For years, lawyers in the Justice Department’s Antitrust Division have been telling close observers about political fixes and surrenders managed by the White House or the Attorney General’s office. For years, it was widely known that ex parte meetings to privately discuss settlement terms would be held between high Administration officials and political heavies from big business. For years, the settlement, or consent decree, would be announced by the Antitrust Division with no explanation for why and how it came about, except to say that it was in the public interest. Interested persons would then be given 30 days to challenge the agreement to the Federal district court which had to approve the settlement. The Antitrust Division would refuse to divulge any information about the case’s background. Routinely the court would approve the exact terms and reject the rare, brave attempts to challenge the darkness. This was how many of the big monopoly or merger cases have been settled and how consumers and small business victims of monopolistic practices have been treated. Although the smaller cases are negotiated at lower levels of the Antitrust Division, the process is similar.

Once in a while, as in the 1969 settlement of the auto industry’s smog conspiracy case, several state attorneys general become so outraged that they file suit themselves under state antitrust laws.

The abuses of the consent decree process are legion. Settlements do nothing to
develop the law, as strong cases tried and won in court would do. Third parties who suffer financial damage, such as businessmen and consumers, are deprived of the benefits of a court trial, which is also a key deterrent against future violators.

Law firms with whom Justice Department officials were formerly connected prosper and open Washington branch offices.
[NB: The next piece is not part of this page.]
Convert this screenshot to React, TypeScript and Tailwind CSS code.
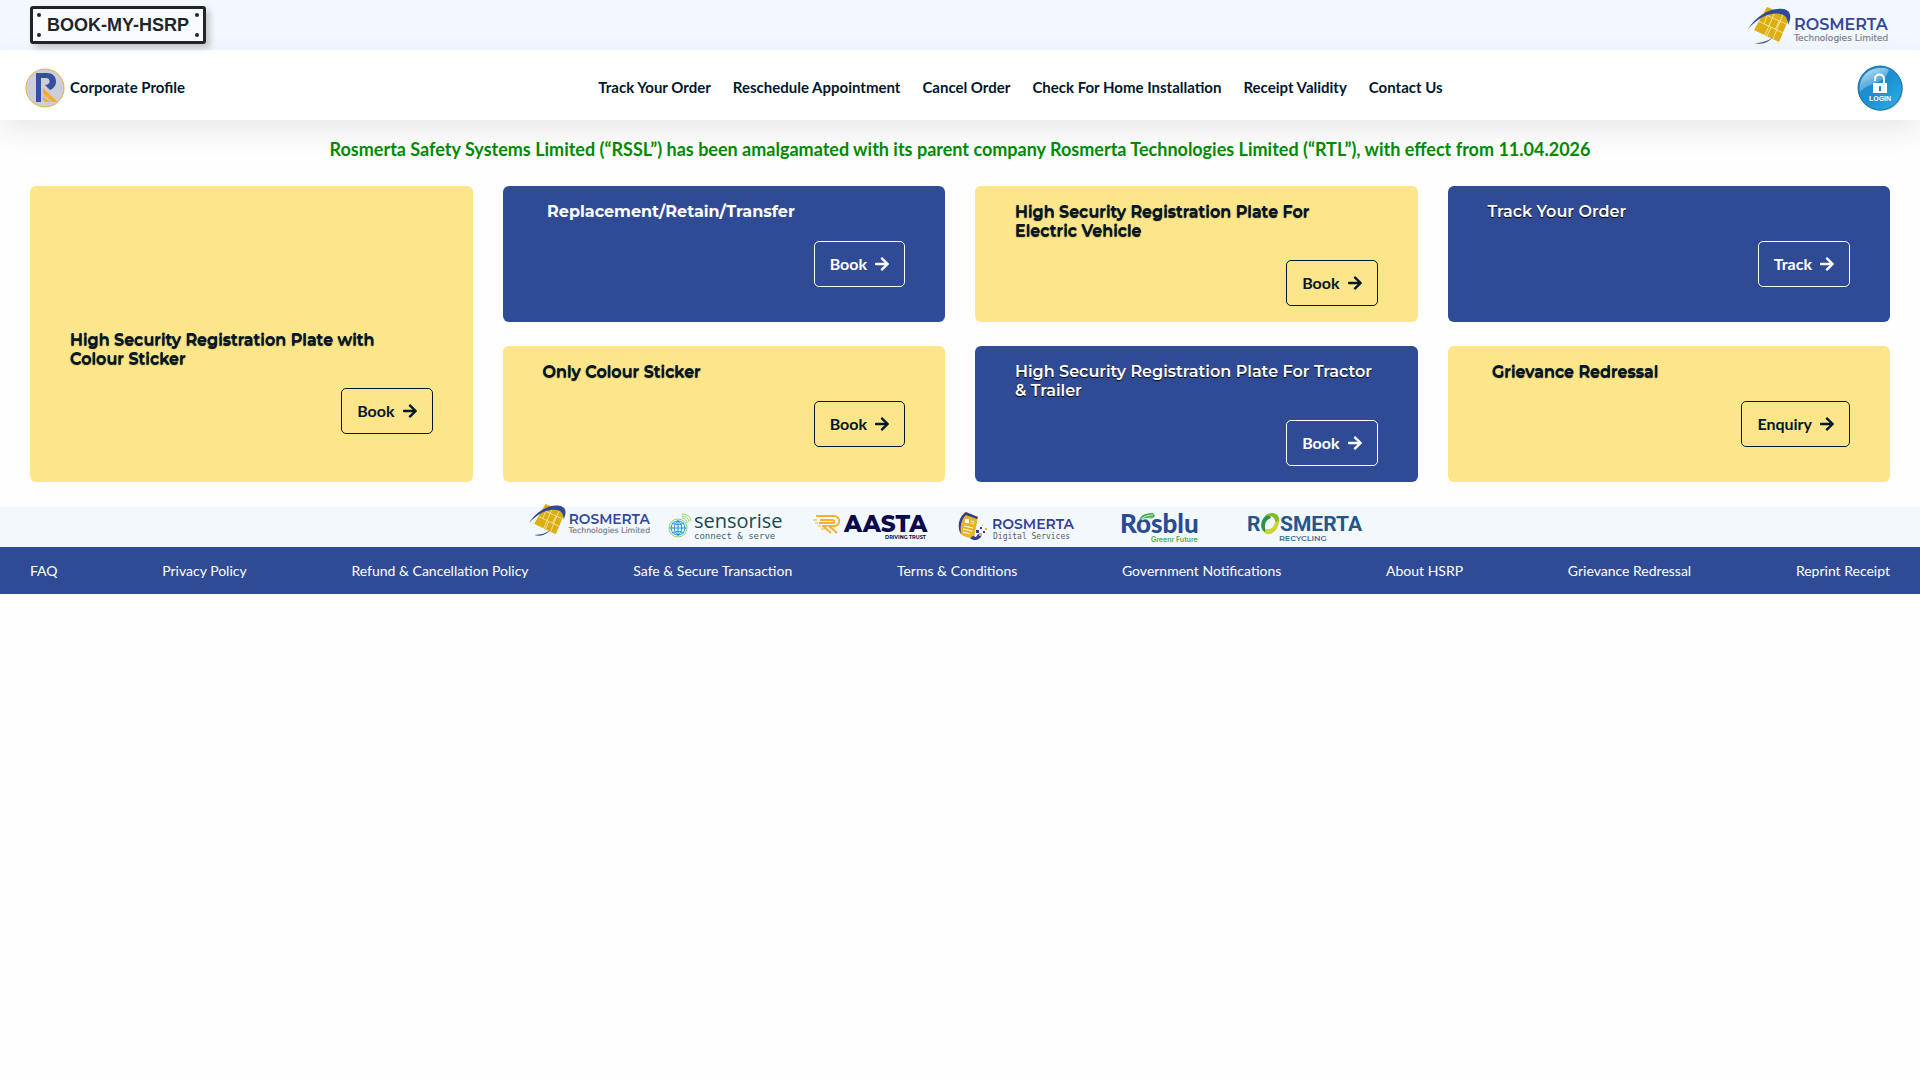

Campaign funds often flow from companies into politics as indirect recognition of favorable settlement terms.
But at the top, the Antitrust Division has been led by men of esteem within the
legal profession — judges, professors and practitioners known for their integrity.

In retrospect, they’re often seen as men who might have been what they should have been if they could have been. For they played by the code of confidentiality. They were masters of self-censorship and the limits of political permissibility.

Now the ITT settlement story is oozing out into the open. Secret meetings, campaign contributions, clandestine Wall Street advisers, White House intervention, SEC investigations of stock manipulations converge to etch a seamy story of deception.

Not a whiff of this came through in the Justice Department’s announcement of the ITT settlement last July. Last week, Senator John Tunney sent Mr. Kleindienst a letter recommending that he issue two simple orders that would deter future wheeling and dealing. He suggested that all ex parte meetings and phone conversations between defendants in pending antitrust cases and the government be routinely summarized and made available to the public. Secondly, he urged that whenever an antitrust case is settled, a detailed opinion of the reasons for the settlement be made public. Mr. Kleindienst, when pressed by Tunney for a reply, was not enthusiastic.

Had these orders been in effect when the ITT cases came up, it is highly unlikely that they could have been kept out of the courts. If Mr. Kleindienst does not resign, the Senate should condition his confirmation as Attorney General on his explicit assurances that reforms will be immediately undertaken to restore the public’s dwindling respect for the government’s policing of corporations.